Main features of the offering

A total of 1,028,572 new ordinary shares, with a nominal unit value of €0.70, were issued for the benefit of qualified investors within the meaning of Article 2(e) of (EU) Regulation No.2017/1129 of June 14, 2017, as specified in paragraph of Article L.411-2 of the French Monetary and Financial Code in accordance with the 9th resolution of the Company’s Combined Shareholders’ Meeting held on June 18, 2020.

In addition, 380,952 existing shares held by the Transferors, representing 5.48% of the Company’s current share capital, were transferred to the investors because demand largely exceeded the €20 million threshold set for the Primary Offering.

As such, the order book was easily covered, driven by sustained demand from new and existing institutional investors.

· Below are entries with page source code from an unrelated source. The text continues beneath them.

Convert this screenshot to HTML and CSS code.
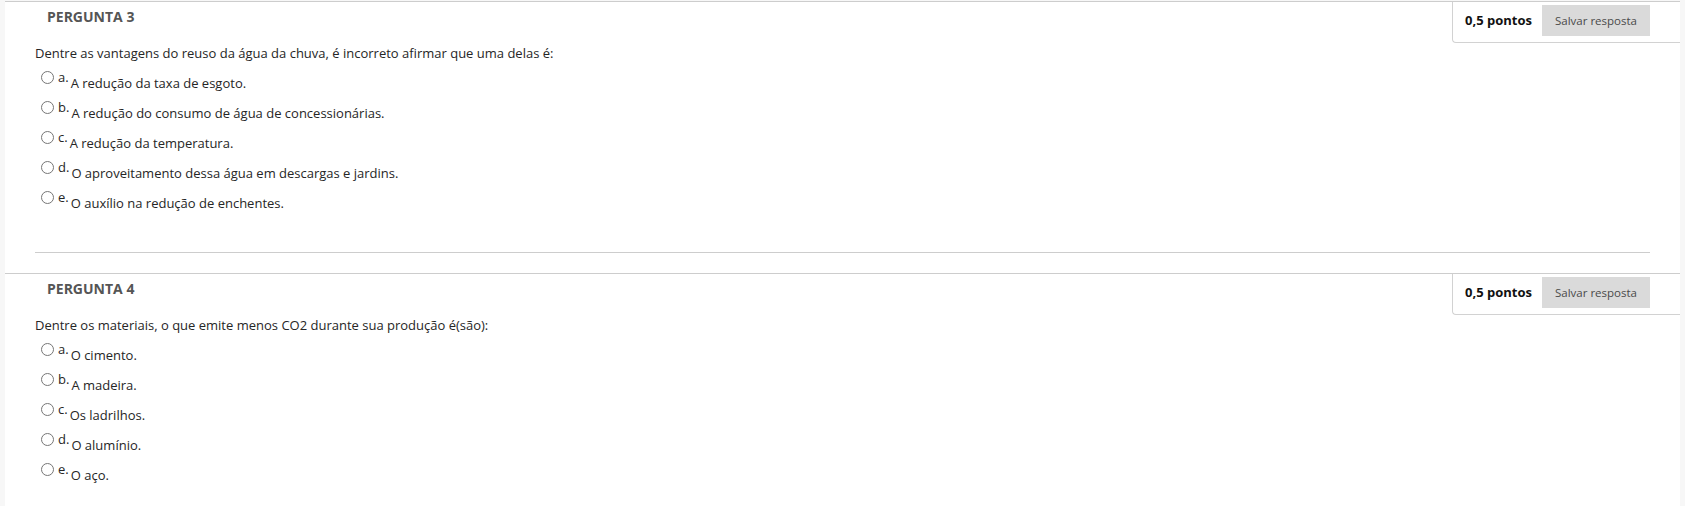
FILE: index.html
```html
<!DOCTYPE html>
<html lang="pt-BR">
<head>
    <meta charset="UTF-8">
    <title>Teste</title>
    <link rel="stylesheet" href="styles.css">
</head>
<body>
    <div class="test-area">
        <div class="question">
            <div class="question-head">
                <h3 class="question-title">PERGUNTA 3</h3>
                <div class="points-box">
                    <span class="points">0,5 pontos</span>
                    <button class="save-button" type="button">Salvar resposta</button>
                </div>
            </div>
            <div class="question-body">
                <p class="question-text">Dentre as vantagens do reuso da água da chuva, é incorreto afirmar que uma delas é:</p>
                <ul class="options">
                    <li class="option"><input type="radio" name="q3"><span class="option-letter">a.</span><span class="option-text">A redução da taxa de esgoto.</span></li>
                    <li class="option"><input type="radio" name="q3"><span class="option-letter">b.</span><span class="option-text">A redução do consumo de água de concessionárias.</span></li>
                    <li class="option"><input type="radio" name="q3"><span class="option-letter">c.</span><span class="option-text">A redução da temperatura.</span></li>
                    <li class="option"><input type="radio" name="q3"><span class="option-letter">d.</span><span class="option-text">O aproveitamento dessa água em descargas e jardins.</span></li>
                    <li class="option"><input type="radio" name="q3"><span class="option-letter">e.</span><span class="option-text">O auxílio na redução de enchentes.</span></li>
                </ul>
            </div>
            <hr class="separator">
        </div>

        <div class="question">
            <div class="question-head">
                <h3 class="question-title">PERGUNTA 4</h3>
                <div class="points-box">
                    <span class="points">0,5 pontos</span>
                    <button class="save-button" type="button">Salvar resposta</button>
                </div>
            </div>
            <div class="question-body">
                <p class="question-text">Dentre os materiais, o que emite menos CO2 durante sua produção é(são):</p>
                <ul class="options">
                    <li class="option"><input type="radio" name="q4"><span class="option-letter">a.</span><span class="option-text">O cimento.</span></li>
                    <li class="option"><input type="radio" name="q4"><span class="option-letter">b.</span><span class="option-text">A madeira.</span></li>
                    <li class="option"><input type="radio" name="q4"><span class="option-letter">c.</span><span class="option-text">Os ladrilhos.</span></li>
                    <li class="option"><input type="radio" name="q4"><span class="option-letter">d.</span><span class="option-text">O alumínio.</span></li>
                    <li class="option"><input type="radio" name="q4"><span class="option-letter">e.</span><span class="option-text">O aço.</span></li>
                </ul>
            </div>
        </div>
    </div>
</body>
</html>
```

FILE: styles.css
```css
* {
    margin: 0;
    padding: 0;
    box-sizing: border-box;
}

body {
    background-color: #f7f7f7;
    font-family: 'Open Sans', 'Liberation Sans', sans-serif;
    color: #262626;
    font-size: 13px;
    padding-top: 1px;
}

.test-area {
    margin: 0 5px;
    background-color: #ffffff;
    min-height: 505px;
}

.question {
    border-top: 1px solid #cdcdcd;
}

.question-head {
    display: flex;
    justify-content: space-between;
    align-items: flex-start;
}

.question-title {
    font-size: 14px;
    font-weight: 700;
    color: #555555;
    line-height: 18px;
    margin: 6px 0 0 42px;
}

.points-box {
    display: flex;
    align-items: flex-start;
    height: 41px;
    padding: 3px 30px 0 12px;
    border-left: 1px solid #d2d2d2;
    border-bottom: 1px solid #d2d2d2;
    border-bottom-left-radius: 4px;
}

.points {
    font-weight: 700;
    font-size: 13px;
    color: #111111;
    line-height: 31px;
}

.save-button {
    margin-left: 10px;
    width: 108px;
    height: 31px;
    border: none;
    background-color: #dadada;
    color: #4a4a4a;
    font-family: inherit;
    font-size: 11.5px;
}

.question-body {
    padding: 1px 0 0 30px;
}

.question-text {
    line-height: 18px;
}

.options {
    list-style: none;
    margin-top: 8px;
}

.option {
    display: flex;
    align-items: flex-start;
    height: 30px;
}

.option input {
    width: 13px;
    height: 13px;
    margin: 1px 4px 0 6px;
}

.option-letter {
    line-height: 14px;
    margin-right: 2px;
}

.option-text {
    line-height: 17px;
    margin-top: 5px;
}

.separator {
    border: none;
    border-top: 1px solid #cdcdcd;
    margin: 32px 30px 20px 30px;
}
```
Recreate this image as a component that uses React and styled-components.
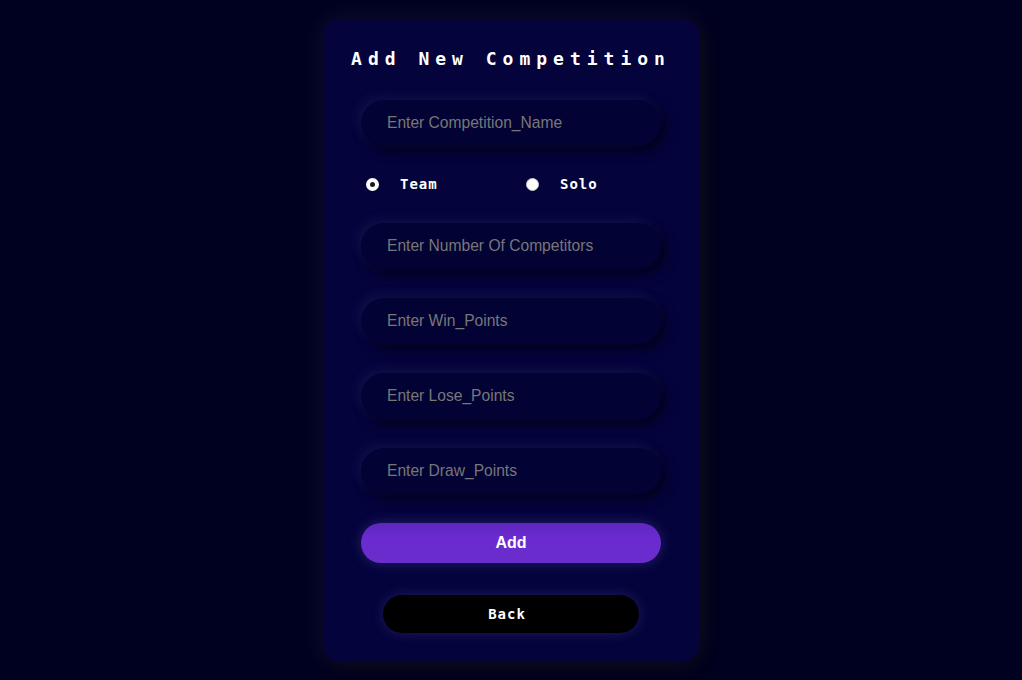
import React, { useState } from "react";
import styled, { createGlobalStyle } from "styled-components";

const GlobalStyle = createGlobalStyle`
  html, body {
    margin: 0;
    padding: 0;
    background: #000020;
    font-family: "Liberation Sans", Arial, sans-serif;
  }
`;

const Page = styled.div`
  min-height: 680px;
  display: flex;
  justify-content: center;
  align-items: flex-start;
  padding-top: 19px;
  box-sizing: border-box;
`;

const Card = styled.form`
  width: 377px;
  box-sizing: border-box;
  padding: 28px 38px 29px 38px;
  background: #04033c;
  border-radius: 18px;
  box-shadow: 0 0 22px rgba(150, 150, 220, 0.12), 6px 6px 18px rgba(0, 0, 0, 0.6);
  display: flex;
  flex-direction: column;
  align-items: center;
`;

const Title = styled.h2`
  margin: 0 0 29px 0;
  font-family: "DejaVu Sans Mono", monospace;
  font-size: 18px;
  line-height: 24px;
  font-weight: bold;
  letter-spacing: 6px;
  color: #ffffff;
  text-align: center;
  white-space: nowrap;
`;

const Field = styled.input`
  width: 300px;
  height: 46px;
  box-sizing: border-box;
  border: none;
  outline: none;
  border-radius: 23px;
  padding: 0 26px;
  margin-bottom: ${(p) => p.$mb || 29}px;
  background: #030234;
  color: #ddd;
  font-family: "Liberation Sans", Arial, sans-serif;
  font-size: 15.6px;
  box-shadow: -4px -4px 12px rgba(140, 140, 220, 0.1), 5px 5px 12px rgba(0, 0, 0, 0.55);
  &::placeholder {
    color: #777777;
  }
`;

const RadioRow = styled.div`
  width: 300px;
  height: 20px;
  display: flex;
  align-items: center;
  margin-bottom: 29px;
`;

const Option = styled.label`
  flex: 0 0 ${(p) => p.$w || 140}px;
  display: flex;
  align-items: center;
  cursor: pointer;
`;

const Radio = styled.input`
  appearance: none;
  -webkit-appearance: none;
  width: 13px;
  height: 13px;
  margin: 0 0 0 5px;
  border-radius: 50%;
  background: #ffffff;
  border: 1px solid #c8c8d0;
  box-sizing: border-box;
  &:checked {
    background: #1a1a2a;
    border: 4px solid #ffffff;
  }
`;

const OptionText = styled.span`
  margin-left: 21px;
  font-family: "DejaVu Sans Mono", monospace;
  font-size: 14px;
  font-weight: bold;
  letter-spacing: 1px;
  color: #ffffff;
`;

const AddButton = styled.button`
  width: 300px;
  height: 40px;
  border: none;
  border-radius: 20px;
  background: linear-gradient(180deg, #5f27bd 0%, #6a2ad0 35%, #6b2dcc 100%);
  color: #ffffff;
  font-family: "Liberation Sans", Arial, sans-serif;
  font-weight: bold;
  font-size: 16px;
  box-shadow: 0 0 14px rgba(140, 120, 230, 0.25);
  cursor: pointer;
`;

const BackButton = styled.button`
  width: 256px;
  height: 38px;
  margin-top: 32px;
  padding: 0 8px 0 0;
  border: none;
  border-radius: 19px;
  background: #000000;
  color: #ffffff;
  font-family: "DejaVu Sans Mono", monospace;
  font-weight: bold;
  font-size: 14px;
  letter-spacing: 1px;
  box-shadow: 0 0 14px rgba(140, 140, 230, 0.2);
  cursor: pointer;
`;

export default function App() {
  const [kind, setKind] = useState("team");
  return (
    <>
      <GlobalStyle />
      <Page>
        <Card onSubmit={(e) => e.preventDefault()}>
          <Title>Add New Competition</Title>
          <Field placeholder="Enter Competition_Name" $mb={28} />
          <RadioRow>
            <Option $w={160}>
              <Radio
                type="radio"
                name="kind"
                checked={kind === "team"}
                onChange={() => setKind("team")}
              />
              <OptionText>Team</OptionText>
            </Option>
            <Option $w={140}>
              <Radio
                type="radio"
                name="kind"
                checked={kind === "solo"}
                onChange={() => setKind("solo")}
              />
              <OptionText>Solo</OptionText>
            </Option>
          </RadioRow>
          <Field placeholder="Enter Number Of Competitors" />
          <Field placeholder="Enter Win_Points" />
          <Field placeholder="Enter Lose_Points" />
          <Field placeholder="Enter Draw_Points" />
          <AddButton type="submit">Add</AddButton>
          <BackButton type="button">Back</BackButton>
        </Card>
      </Page>
    </>
  );
}
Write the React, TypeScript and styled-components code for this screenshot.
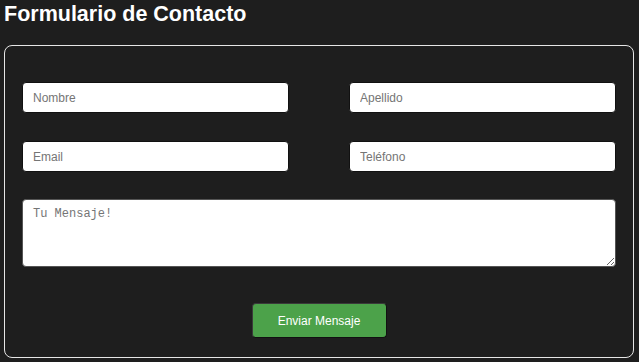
import React from "react";
import styled, { createGlobalStyle } from "styled-components";

const GlobalStyle = createGlobalStyle`
    body {
        margin: 0;
        background-color: #1e1e1e;
        font-family: "Liberation Sans", Arial, sans-serif;
    }
`;

const App = () => {
    return (
        <Page>
            <GlobalStyle />
            <Title>Formulario de Contacto</Title>
            <Card>
                <FieldGrid>
                    <Field placeholder="Nombre" />
                    <Field placeholder="Apellido" />
                    <Field placeholder="Email" />
                    <Field placeholder="Teléfono" />
                    <Message placeholder="Tu Mensaje!" />
                </FieldGrid>
                <ButtonRow>
                    <SendButton>Enviar Mensaje</SendButton>
                </ButtonRow>
            </Card>
        </Page>
    );
};

export default App;

const Page = styled.div`
    padding: 0 5px 3px 4px;
    color: #fff;
`;

const Title = styled.h1`
    margin: 0;
    padding-top: 2px;
    font-size: 21.5px;
    font-weight: bold;
    line-height: 24px;
    height: 43px;
    color: #fff;
`;

const Card = styled.div`
    border: 1px solid #e6e6e6;
    border-radius: 8px;
    padding: 36px 17px 19px 17px;
`;

const FieldGrid = styled.div`
    display: grid;
    grid-template-columns: 1fr 1fr;
    column-gap: 60px;
    row-gap: 28px;
`;

const Field = styled.input`
    box-sizing: border-box;
    height: 31px;
    padding: 0 10px;
    border: 1px solid #111;
    border-radius: 4px;
    background: #fff;
    font-family: "Liberation Sans", Arial, sans-serif;
    font-size: 12px;
    color: #333;
    outline: none;

    &::placeholder {
        color: #757575;
    }
`;

const Message = styled.textarea`
    grid-column: 1 / -1;
    box-sizing: border-box;
    height: 68px;
    margin-top: -1px;
    padding: 7px 10px;
    border: 1px solid #555;
    border-radius: 4px;
    background: #fff;
    font-family: "Liberation Mono", "DejaVu Sans Mono", monospace;
    font-size: 12px;
    outline: none;

    &::placeholder {
        color: #757575;
    }
`;

const ButtonRow = styled.div`
    display: flex;
    justify-content: center;
    margin-top: 36px;
`;

const SendButton = styled.button`
    box-sizing: border-box;
    width: 135px;
    height: 35px;
    border: 1px solid #3a3a3a;
    border-bottom-color: #111;
    border-right-color: #111;
    border-radius: 4px;
    background-color: #4ca24a;
    color: #fff;
    font-family: "Liberation Sans", Arial, sans-serif;
    font-size: 12px;
    cursor: pointer;
`;
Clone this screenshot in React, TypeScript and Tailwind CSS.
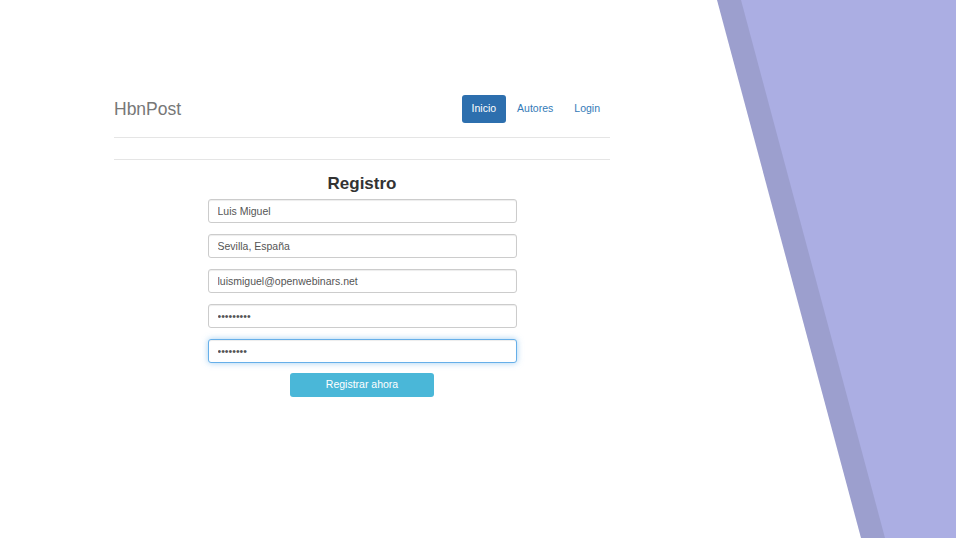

The new shares, representing 14.79% of the Company’s current share capital, on an non-diluted basis, prior to the completion of the Primary Offering (a dilution of 12.89%), were issued by decisions of the Board of Directors on July 21, and 22, 2020 and of the Chief Executive Officer on July 22, 2020, in accordance with the delegation of authority conferred by the 9th resolution approved by the Company’s Combined Shareholders’ Meeting held on June 18, 2020. Concerning the Secondary Offering, the two representatives of Truffle Capital on the Board of Directors did not participate in the discussions or vote on the deliberations of the Board of Directors relating to implementation of the 9th resolution of the Company’s Combined Shareholders’ Meeting held on June 18, 2020.

The issue price for the new shares and the transferred shares was set at €26.25 per share, representing a 15.32% discount on the closing price of Carbios shares on July 22, 2020 (i.e. €31), and a 19.99% discount on the volume-weighted average Carbios share price on the Euronext Growth Paris market of the last 5 trading sessions prior to the price being set, ie.  from July 16-22, 2020 inclusive (i.e. €32.81), in accordance with the 9th resolution of the Company’s Combined Shareholders’ Meeting held on June 18, 2020, which set the maximum authorized discount at 20% of the volume-weighted average Carbios share price of the last 5 trading sessions prior to the price being set and the decisions of the Board of Directors meeting held on July 21 and 22, 2020.

For example, a shareholder holding 1% of the Carbios share capital prior to the launch of the Primary Offering will now have a 0.87% stake.

The Company’s share capital will consist of 7,982,172 shares once settlement-delivery is complete.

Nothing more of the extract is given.